「この曲を聴くと、あの旅がよみがえる」──そんな経験はありませんか。
大人になった今、旅は無理をせず景色や空気を楽しむものへと変わりました。けれど音楽は、若い日の思い出を鮮やかに呼び起こします。
海沿いのドライブや夜行列車の窓辺で聴く一曲が、旅そのものを特別にしてくれるのです。
海辺のドライブ──青春を運ぶサザンのメロディ
夏の海沿いを車で走るシーン。窓を少し開けて潮風を感じながら、サザンオールスターズの懐かしい曲を流す。
すると、まるで20代の自分に戻ったような気持ちになります。
友人と笑いながら聴いたあの曲、初めて聴いたあのメロディが、海の青さや砂浜の感触とともに鮮明に蘇るのです。
音楽が旅の風景と結びつく瞬間
このとき重要なのは、ただ曲を流すのではなく、**「その旅のために選んだ一曲」**であることです。
音楽が旅の風景と結びつくことで、記憶の引き金としての役割を果たします。海辺のドライブにぴったりの曲を事前にプレイリストにしておくと、大人の旅がさらに彩り豊かになります。
何気なく選んだ一曲が、何年も後にその景色を思い出させてくれる。それが音楽の持つ不思議な力なのです。
夜行列車の静寂──浜田省吾とともに過ごす時間
夜行列車での旅も、音楽と切り離せません。
暗い車窓の外を流れる景色に合わせて、浜田省吾の静かなバラードを聴くと、旅の時間がゆったりと流れ、心が解放されるのを感じます。
疲れた体をシートに預け、窓の外の街灯や星空を眺めながら聴く曲は、まさに「心の休息」です。
20代の北海道、一人旅の記憶
私が20代のとき、もう40年前です。北海道へ一人旅に出ました。
今では夜行列車は、ほとんど無くなってしまいましたね。上野発の夜行列車に揺られながら、浜田省吾の曲をヘッドフォンで聴き、物思いにふけっていました。車窓に映る自分の顔と、流れていく暗い景色。その静けさの中で、音楽だけが心の支えでした。
音楽は、旅の孤独や静けさを優しく包み込む役割も持っています。大人世代の旅では、一人で列車に揺られる時間も贅沢なものです。その時間をさらに特別なものにしてくれるのが、思い出の曲や心に響くメロディなのです。
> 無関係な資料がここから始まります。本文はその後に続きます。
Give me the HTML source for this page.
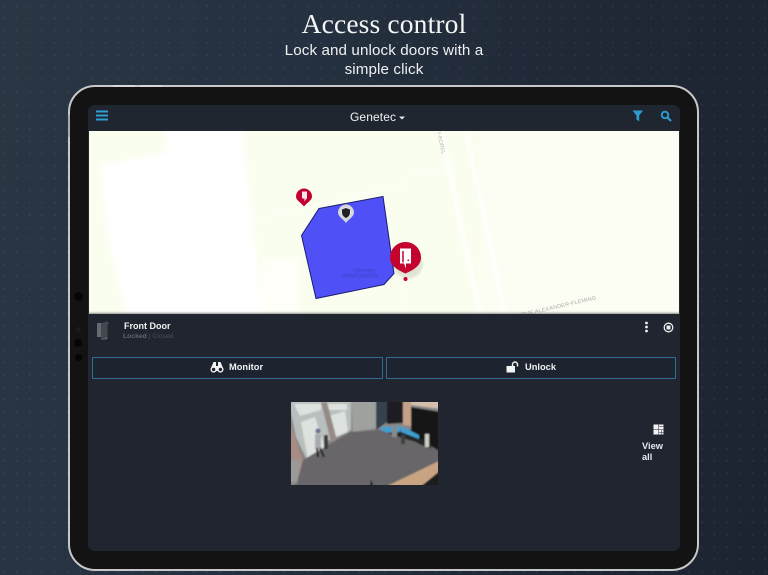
<!DOCTYPE html>
<html><head><meta charset="utf-8">
<style>
html,body{margin:0;padding:0}
body{width:768px;height:575px;overflow:hidden;position:relative;font-family:"Liberation Sans",sans-serif;
background:linear-gradient(100deg,#2a3643 0%,#253140 35%,#1f2835 70%,#1c2431 100%)}
.dots{position:absolute;inset:0;background-image:radial-gradient(circle at 1px 1px,rgba(170,190,205,.11) .7px,transparent 1.1px);background-size:12.7px 12.3px;background-position:3px 5px}
.a{position:absolute}
.wrap{position:absolute;inset:0;filter:blur(.3px)}
h1{position:absolute;left:0;width:768px;top:7px;margin:0;text-align:center;font:400 27.5px/33px "Liberation Serif",serif;color:#f4f5f5;letter-spacing:.15px}
.sub{position:absolute;left:0;width:768px;top:41px;text-align:center;font-size:15.2px;line-height:19px;color:#eef0f1;letter-spacing:.1px}
.tablet{position:absolute;left:68px;top:85px;width:627px;height:482px;border:2px solid #c6c8ca;border-radius:27px;background:#131313}
.screen{position:absolute;left:88px;top:105px;width:592px;height:446px;border-radius:7px;overflow:hidden;background:#20252f}
.hdr{position:absolute;left:0;top:0;width:592px;height:25px;background:#20262f}
.map{position:absolute;left:1px;top:25.500px;width:590px;height:183.500px;background:#fbfeef;overflow:hidden}
.panel{position:absolute;left:0;top:209px;width:592px;height:237px;background:#20252f;box-shadow:0 -1px 2px rgba(90,90,90,.7)}
.btn{position:absolute;height:20px;top:252px;border:1px solid #2f6e90;border-radius:1px;background:#1d2430;box-sizing:content-box}
.lbl{position:absolute;color:#f0f1f2;font-weight:700;font-size:9.300px;line-height:11px}
</style></head><body>
<div class="dots"></div>
<div class="wrap">
<h1>Access control</h1>
<div class="sub">Lock and unlock doors with a<br>simple click</div>

<div class="tablet"></div>
<div class="a" style="left:113px;top:85px;width:22px;height:2px;background:#d6d8da"></div>
<div class="a" style="left:140px;top:85px;width:22px;height:2px;background:#d6d8da"></div>
<div class="a" style="left:68px;top:115px;width:2px;height:22px;background:#a8aaac"></div>
<div class="a" style="left:74px;top:292px;width:9px;height:9px;border-radius:50%;background:#050505"></div>
<div class="a" style="left:76px;top:327px;width:5px;height:5px;border-radius:50%;background:#1c1c1c"></div>
<div class="a" style="left:74px;top:339px;width:8px;height:8px;border-radius:50%;background:#050505"></div>
<div class="a" style="left:75px;top:354px;width:7px;height:7px;border-radius:50%;background:#050505"></div>

<div class="screen">
  <div class="hdr">
    <svg class="a" style="left:8px;top:5px" width="13" height="11" viewBox="0 0 13 11"><path d="M0 1.500H12M0 5.500H12M0 9.500H12" stroke="#2f9fd4" stroke-width="1.900"/></svg>
    <div class="a" style="left:262px;top:5px;font-size:12px;line-height:15px;color:#eef0f1;letter-spacing:.1px">Genetec</div>
    <svg class="a" style="left:311px;top:11px" width="6" height="4" viewBox="0 0 6 4"><path d="M0 .5H6L3 3.500Z" fill="#e8eaeb"/></svg>
    <svg class="a" style="left:544px;top:5px" width="12" height="12" viewBox="0 0 12 12"><path d="M.5 .5H11L7.200 5.500V11.500L4.400 9.500V5.500Z" fill="#2b9bd0"/></svg>
    <svg class="a" style="left:572px;top:5px" width="12" height="12" viewBox="0 0 12 12"><circle cx="5" cy="5" r="3.300" fill="none" stroke="#2b9bd0" stroke-width="1.900"/><path d="M7.400 7.400L11 11" stroke="#2b9bd0" stroke-width="2.200"/></svg>
  </div>
  <div class="map">
    <svg class="a" style="left:0;top:0" width="590" height="184" viewBox="89 130.500 590 184">
      <defs><filter id="b" x="-10%" y="-10%" width="120%" height="120%"><feGaussianBlur stdDeviation="3"/></filter><filter id="c" x="-10%" y="-10%" width="120%" height="120%"><feGaussianBlur stdDeviation="1.200"/></filter></defs>
      <rect x="89" y="130" width="590" height="185" fill="#fafeee"/>
      <g filter="url(#b)">
        <path d="M100 165L165 152V125H242L264 320H128L108 240Z" fill="#fff"/>
        <path d="M262 258H300V320H262Z" fill="#fefff8"/>
        <rect x="480" y="125" width="205" height="195" fill="#fcfef3"/>
      </g>
      <g filter="url(#c)" opacity=".6">
        <path d="M256 219L400 184" stroke="#fff" stroke-width="1.800" fill="none"/>
        <path d="M403 190Q404 174 415 172L440 169" stroke="#fff" stroke-width="2.500" fill="none"/>
        <path d="M441 131L480 314" stroke="#fff" stroke-width="7" fill="none"/>
        <path d="M466 131L505 314" stroke="#fff" stroke-width="6" fill="none"/>
        <path d="M403 272V300Q403 310 395 314" stroke="#fff" stroke-width="3" fill="none"/>
      </g>
      <polygon points="319,208 383,196 394,273 384,284 316,298 301.500,235" fill="#5050f7" stroke="#1d1d73" stroke-width="1"/>
      <text x="353" y="272" font-family="Liberation Sans" font-size="6" fill="#4040c8">Genetec -</text>
      <text x="342" y="277" font-family="Liberation Sans" font-size="6" fill="#4040c8">Headquarters</text>
      <path d="M338 212a8 8 0 1 1 16 0c0 4-4.500 6-8 10.500c-3.500-4.500-8-6.500-8-10.500z" fill="#d4d6d8"/>
      <circle cx="346" cy="212" r="5.200" fill="#fff" opacity=".5"/>
      <path d="M342 209L346 207.500L350 209V212C350 215 348 216.500 346 217.500C344 216.500 342 215 342 212Z" fill="#222"/>
      <path d="M296 196a8 8 0 1 1 16 0c0 4-5 6-8 10c-3-4-8-6-8-10z" fill="#c4002f"/>
      <path d="M302 191H307V197.500L304.500 201V198H302Z" fill="#f6e8ea"/>
      <ellipse cx="408" cy="263" rx="15" ry="15" fill="#000" opacity=".1" filter="url(#c)"/>
      <path d="M390 257a15.500 15.500 0 1 1 31 0c0 9-9 13-15.500 16c-6.500-3-15.500-7-15.500-16z" fill="#c4032f"/>
      <circle cx="405.500" cy="278.500" r="2" fill="#c4032f"/>
      <path d="M400 248H411V263H406V268L404 263H400Z" fill="#fff"/>
      <path d="M403 250.500V262" stroke="#c4032f" stroke-width="1.500"/>
      <rect x="407.500" y="259" width="1.500" height="1.500" fill="#c4032f"/>
      <text font-family="Liberation Sans" font-size="5.500" fill="#b9bcb6" transform="translate(437 131) rotate(78)">Y-BOREL</text>
      <text font-family="Liberation Sans" font-size="5.500" fill="#a9aba6" letter-spacing=".2" transform="translate(522 316) rotate(-13)">RUE ALEXANDER-FLEMING</text>
    </svg>
  </div>
  <div class="panel">
    <svg class="a" style="left:8px;top:6px" width="15" height="20" viewBox="0 0 15 20"><path d="M1 3H13L11.500 4.500V19L5 20V17H1Z" fill="#666a70"/><path d="M5 3.500L11.500 1V17L5 20Z" fill="#43474e"/></svg>
    <div class="lbl" style="left:36px;top:5.500px;font-size:9px;line-height:12px">Front Door</div>
    <div class="a" style="left:35px;top:18.500px;font-size:6.800px;line-height:8px;font-weight:700;color:#62676e">Locked <span style="font-weight:400;color:#4a4f57">| Closed</span></div>
    <svg class="a" style="left:556px;top:7px" width="5" height="12" viewBox="0 0 5 12"><circle cx="2.500" cy="2" r="1.400" fill="#f0f0f0"/><circle cx="2.500" cy="6" r="1.400" fill="#f0f0f0"/><circle cx="2.500" cy="10" r="1.400" fill="#f0f0f0"/></svg>
    <svg class="a" style="left:575px;top:8px" width="11" height="11" viewBox="0 0 11 11"><circle cx="5.500" cy="5.500" r="4.300" fill="none" stroke="#ececec" stroke-width="1.300"/><rect x="3.500" y="3.500" width="4" height="4" rx=".7" fill="#ececec"/></svg>
  </div>
  <div class="btn" style="left:4px;width:289px"></div>
  <div class="btn" style="left:298px;width:288px"></div>
  <svg class="a" style="left:122px;top:256px" width="14" height="12" viewBox="0 0 14 12"><path d="M1 7L3.500 1H6V5H8V1H10.500L13 7V10H1Z" fill="#f2f2f2"/><circle cx="3.600" cy="8.500" r="3.100" fill="#f2f2f2"/><circle cx="10.400" cy="8.500" r="3.100" fill="#f2f2f2"/><circle cx="3.600" cy="8.500" r="1.700" fill="#1d2430"/><circle cx="10.400" cy="8.500" r="1.700" fill="#1d2430"/></svg>
  <div class="lbl" style="left:141px;top:256.500px">Monitor</div>
  <svg class="a" style="left:418px;top:256px" width="13" height="12" viewBox="0 0 13 12"><rect x="0.500" y="5" width="8.500" height="6.500" fill="#f4f4f4"/><path d="M6.500 5.500V3.500A2.500 2.500 0 0 1 11.500 3.500V5.500" fill="none" stroke="#f4f4f4" stroke-width="1.400"/></svg>
  <div class="lbl" style="left:437px;top:256.500px">Unlock</div>

  <svg class="a" style="left:203px;top:297px" width="147" height="83" viewBox="0 0 147 83">
    <defs><filter id="v"><feGaussianBlur stdDeviation=".8"/></filter></defs>
    <g filter="url(#v)">
    <rect x="-3" y="-3" width="153" height="89" fill="#676466"/>
    <path d="M-3 -3H150V30L100 26L85 28L30 47L10 80L-3 86Z" fill="#8a8785"/>
    <path d="M-3 -3H60V28L28 43L16 58L5 35Z" fill="#b9bfbe"/>
    <path d="M3 2H30V8L9 14ZM34 2H56V8H34ZM10 20L24 15L36 52L28 50L17 58ZM38 14L54 9L57 30L43 36Z" fill="#dde2df"/>
    <path d="M30 0H36L46 38L40 40Z" fill="#958a86"/>
    <path d="M0 22L12 60L8 72L0 70Z" fill="#a98c84"/>
    <path d="M-3 58H10L6 80H-3Z" fill="#9a9a98"/>
    <path d="M60 -3H85V26L62 30Z" fill="#9fa19e"/>
    <path d="M85 -3H96V20L85 28Z" fill="#34424e"/>
    <path d="M96 -3H112V21L96 22Z" fill="#1a1d20"/>
    <path d="M112 -3H120V24L112 23Z" fill="#c4a088"/>
    <path d="M120 -3H150V7L120 3Z" fill="#d4c0ac"/>
    <path d="M120 5L150 10V50L120 32Z" fill="#121416"/>
    <path d="M90 30L113 29L140 42V50L125 40Z" fill="#232527"/>
    <path d="M90 25L109 24V30L90 31ZM110 24L128 33V37L110 30Z" fill="#3f9fd0"/>
    <path d="M5 86L12 58L59 30L89 28L150 50V58L92 86Z" fill="#686668"/>
    <path d="M92 86L150 58V86Z" fill="#c9a483"/>
    <path d="M128 86L150 68V86Z" fill="#1c1c1c"/>
    <rect x="24" y="32" width="6" height="15" fill="#a8aaae"/>
    <path d="M26 46L27 55M29 46L33 55" stroke="#1d1d22" stroke-width="2"/>
    <circle cx="27" cy="29" r="2.600" fill="#6a6f92"/>
    <rect x="33" y="33" width="4" height="14" fill="#39393c"/>
    <rect x="101" y="24" width="5" height="11" fill="#8a8a88"/>
    <rect x="134" y="32" width="4" height="13" fill="#d0cdc4"/>
    <rect x="110" y="33" width="4" height="9" fill="#404040"/>
    <path d="M79 86L80 77L83 86Z" fill="#1a1a1a"/>
    </g>
  </svg>

  <svg class="a" style="left:565px;top:319px" width="11" height="11" viewBox="0 0 11 11"><rect x="0.500" y="0.500" width="5" height="5" fill="#f2f2f2"/><rect x="6" y="0.500" width="4.500" height="2" fill="#f2f2f2"/><rect x="6" y="3" width="4.500" height="2.500" fill="#f2f2f2"/><rect x="0.500" y="6" width="5" height="4.500" fill="#f2f2f2"/><rect x="6" y="6" width="2" height="2" fill="#f2f2f2"/><rect x="8.500" y="6" width="2" height="2" fill="#f2f2f2"/><rect x="6" y="8.500" width="2" height="2" fill="#f2f2f2"/><rect x="8.500" y="8.500" width="2" height="2" fill="#f2f2f2"/></svg>
  <div class="lbl" style="left:554px;top:335.500px;line-height:11px;color:#e6e8ea">View<br>all</div>
</div>
</div>
</body></html>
今はバイクで、ツーリングしながら、峠道のワインディング、海沿いの道と、その場面ごとでインカムから流れる音楽を選曲できる便利な時代になりましたね。
失恋旅行──松任谷由実に救われた夜
人生の節目や失恋の直後に旅に出たことはありませんか?
そんなときも、一曲が旅の気持ちを支えてくれます。
例えば、松任谷由実の曲をヘッドフォンで聴きながら深夜の街を歩くと、切なさと慰めが同時に心に染み渡ります。「あの頃の自分と向き合う旅」に、音楽は欠かせない存在です。
音楽が心を整理してくれる
旅行先で聴く曲は、単に懐かしいだけではありません。過去の感情を整理する手助けもしてくれるのです。
大人世代にとって、旅は観光やリフレッシュだけでなく、心の整理や人生の振り返りの時間にもなります。そして音楽は、その時間をそっと見守ってくれる相棒なのです。
音楽と旅が織りなす、時間の魔法
旅と音楽は、それぞれが単独でも楽しいもの。しかし組み合わせることで、特別な体験になります。
景色、風、匂い、そして音楽。
それらが重なることで、過去の思い出が鮮やかに蘇り、今の自分とつながる瞬間が生まれるのです。
40代からの大人旅では、無理に新しい場所を求めなくても大丈夫です。旅のシーンに合わせた一曲を持つだけで、旅の質が格段に上がります。
海沿い、列車、深夜の街角──どこであれ、音楽はその瞬間を記憶に刻む**「魔法のスパイス」**になるのです。
あなたにとっての「旅の一曲」は?
旅のシーン × 音楽は、40代からの大人旅をより豊かに、より鮮やかにしてくれます。
あなたが過ごしたあの旅、あの瞬間に寄り添ってくれた一曲は何ですか?
ぜひ、次の旅に向けて、心に残る「旅の一曲」を選んでみてください。
そしてその音楽とともに、もう一度あの思い出の風景を感じてみてはいかがでしょう。
音楽は、ただの音ではありません。それは時間を超える乗り物であり、記憶の扉を開く鍵なのです。大人の旅に、あなただけのサウンドトラックを添えてみませんか。